The switching element of the switch-on device is designed as an
axially adjustable switching armature. The switching armature is a
component which is formed separately from the reciprocating
armature and which is preferably arranged coaxially to the
reciprocating armature and is adjustable. The adjusting movement of
the reciprocating armature and the switching armature when current
is applied to the pull-in winding and/or the switching winding
advantageously takes place in the same direction. In the case of an
expedient arrangement of the pull-in winding and the switching
winding axially one behind the other, the reciprocating armature
and the switching armature are preferably situated axially at a
distance from one another in the starting state, with the result
that, when the reciprocating armature is operated in order to
extend the starter pinion, the pinion makes contact with the ring
gear before the reciprocating armature makes contact with the
switching armature which is still in the starting position.
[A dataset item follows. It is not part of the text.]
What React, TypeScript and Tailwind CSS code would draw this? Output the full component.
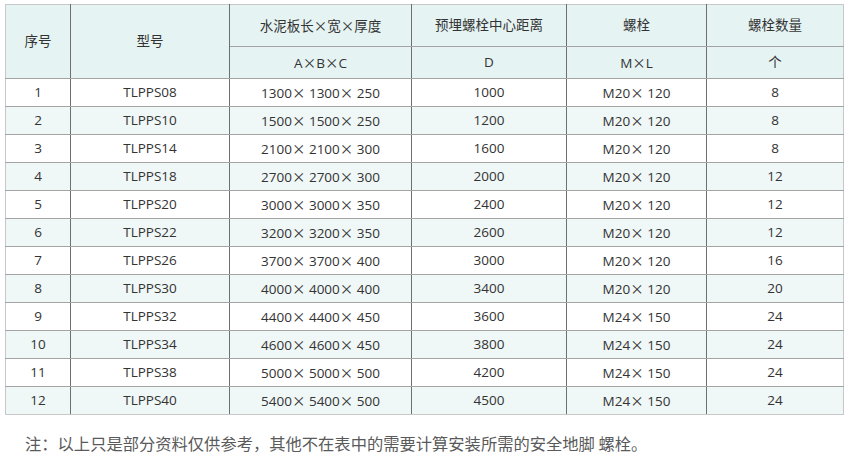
import React from "react";

const rows: [string, string, string, string, string, string][] = [
  ["1", "TLPPS08", "1300× 1300× 250", "1000", "M20× 120", "8"],
  ["2", "TLPPS10", "1500× 1500× 250", "1200", "M20× 120", "8"],
  ["3", "TLPPS14", "2100× 2100× 300", "1600", "M20× 120", "8"],
  ["4", "TLPPS18", "2700× 2700× 300", "2000", "M20× 120", "12"],
  ["5", "TLPPS20", "3000× 3000× 350", "2400", "M20× 120", "12"],
  ["6", "TLPPS22", "3200× 3200× 350", "2600", "M20× 120", "12"],
  ["7", "TLPPS26", "3700× 3700× 400", "3000", "M20× 120", "16"],
  ["8", "TLPPS30", "4000× 4000× 400", "3400", "M20× 120", "20"],
  ["9", "TLPPS32", "4400× 4400× 450", "3600", "M24× 150", "24"],
  ["10", "TLPPS34", "4600× 4600× 450", "3800", "M24× 150", "24"],
  ["11", "TLPPS38", "5000× 5000× 500", "4200", "M24× 150", "24"],
  ["12", "TLPPS40", "5400× 5400× 500", "4500", "M24× 150", "24"],
];

const cjk = '"Noto Sans CJK SC", sans-serif';

function T({ s }: { s: string }) {
  const parts = s.split("×");
  return (
    <>
      {parts.map((p, i) => (
        <React.Fragment key={i}>
          {i > 0 && <span style={{ fontFamily: cjk }}>×</span>}
          {p}
        </React.Fragment>
      ))}
    </>
  );
}

const cell =
  "p-0 text-center align-middle border border-x-[#6f6f6f] border-y-[#a4a4a4]";

export default function App() {
  return (
    <div
      className="w-[850px] h-[475px] bg-white pt-[4px] pl-[5px]"
      style={{ fontFamily: '"Open Sans", "Noto Sans CJK SC", sans-serif' }}
    >
      <table className="border-collapse table-fixed w-[838px] text-[13.5px] text-[#333]">
        <colgroup>
          <col className="w-[65px]" />
          <col className="w-[159px]" />
          <col className="w-[182px]" />
          <col className="w-[155px]" />
          <col className="w-[140px]" />
          <col className="w-[137px]" />
        </colgroup>
        <thead>
          <tr className="h-[42px] bg-[#e6f3f3]">
            <th rowSpan={2} className={`${cell} font-normal border-l-[#c8c8c8] border-t-[#c8c8c8]`}>
              序号
            </th>
            <th rowSpan={2} className={`${cell} font-normal border-t-[#c8c8c8]`}>
              型号
            </th>
            <th className={`${cell} font-normal border-t-[#c8c8c8]`}>
              <T s="水泥板长×宽×厚度" />
            </th>
            <th className={`${cell} font-normal border-t-[#c8c8c8]`}>预埋螺栓中心距离</th>
            <th className={`${cell} font-normal border-t-[#c8c8c8]`}>螺栓</th>
            <th className={`${cell} font-normal border-t-[#c8c8c8] border-r-[#c8c8c8]`}>螺栓数量</th>
          </tr>
          <tr className="h-[32px] bg-[#e6f3f3]">
            <th className={`${cell} font-normal`}>
              <T s="A×B×C" />
            </th>
            <th className={`${cell} font-normal`}>D</th>
            <th className={`${cell} font-normal`}>
              <T s="M×L" />
            </th>
            <th className={`${cell} font-normal border-r-[#c8c8c8]`}>个</th>
          </tr>
        </thead>
        <tbody>
          {rows.map((r, i) => (
            <tr key={r[0]} className={`h-[28px] ${i % 2 === 1 ? "bg-[#eff7f7]" : "bg-white"}`}>
              {r.map((c, j) => (
                <td
                  key={j}
                  className={`${cell} ${j === 0 ? "border-l-[#c8c8c8]" : ""} ${
                    j === 5 ? "border-r-[#c8c8c8]" : ""
                  } ${i === rows.length - 1 ? "border-b-[#c8c8c8]" : ""}`}
                >
                  <T s={c} />
                </td>
              ))}
            </tr>
          ))}
        </tbody>
      </table>
      <p
        className="mt-[16px] pl-[20px] text-[16.3px] text-[#5a5a5a] leading-[24px]"
        style={{ fontFamily: cjk }}
      >
        注：以上只是部分资料仅供参考，其他不在表中的需要计算安装所需的安全地脚 螺栓。
      </p>
    </div>
  );
}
In the starter relay according to the invention, the switching
armature, which is composed of a magnetically permeable material,
forms the magnet core or the core plate for the reciprocating
armature, with the result that the reciprocating armature and the
switching armature are situated in a common magnetic electric
circuit. Overall, the magnetic electric circuit, which is
responsible for the adjusting movement of the starter pinion,
comprises the conductive housing of the starter pinion, the
reciprocating armature and the switching armature and possibly a
magnetically permeable web between the two windings. Since an
additional magnet core for forming the magnetic return path is not
required, the starter relay can have a very compact design in spite
of having two relay windings.
The design with structural independence of the switching armature
and the reciprocating armature and the ability to apply current to
the pull-in winding and the switching winding independently allows
for versatile applications together with a compact design of the
electromagnetic starter relay. In order to start the internal
combustion engine, the two windings are switched in a suitable time
sequence. If, for example, the rotation speed of the ring gear is
below a limit value, current is advantageously initially applied to
the pull-in winding, with the result that the reciprocating
armature is operated and the starter pinion is adjusted from the
starting position to the engagement position. Subsequently, current
is additionally applied to the switching winding, with the result
that the switching armature is moved to the switching position and
the electric circuit of the electric starter motor is closed and
the starter motor begins to rotate. Once the internal combustion
engine has started, the application of current to the pull-in
winding can be switched off, in response to which the starter
pinion is moved back from the engagement position to the
inoperative position by spring force and/or by recoil which is
caused by the ring gear.
If, in contrast, the rotation speed of the ring gear is above the
limit value, current can be applied to the switching winding even
before contact is made with the ring gear of the internal
combustion engine, in order to increase the rotation speed of the
starter pinion and to reduce the rotation speed difference between
the starter pinion and the ring gear. Bonanza effects in the drive
train of the starting apparatus are reduced as a result.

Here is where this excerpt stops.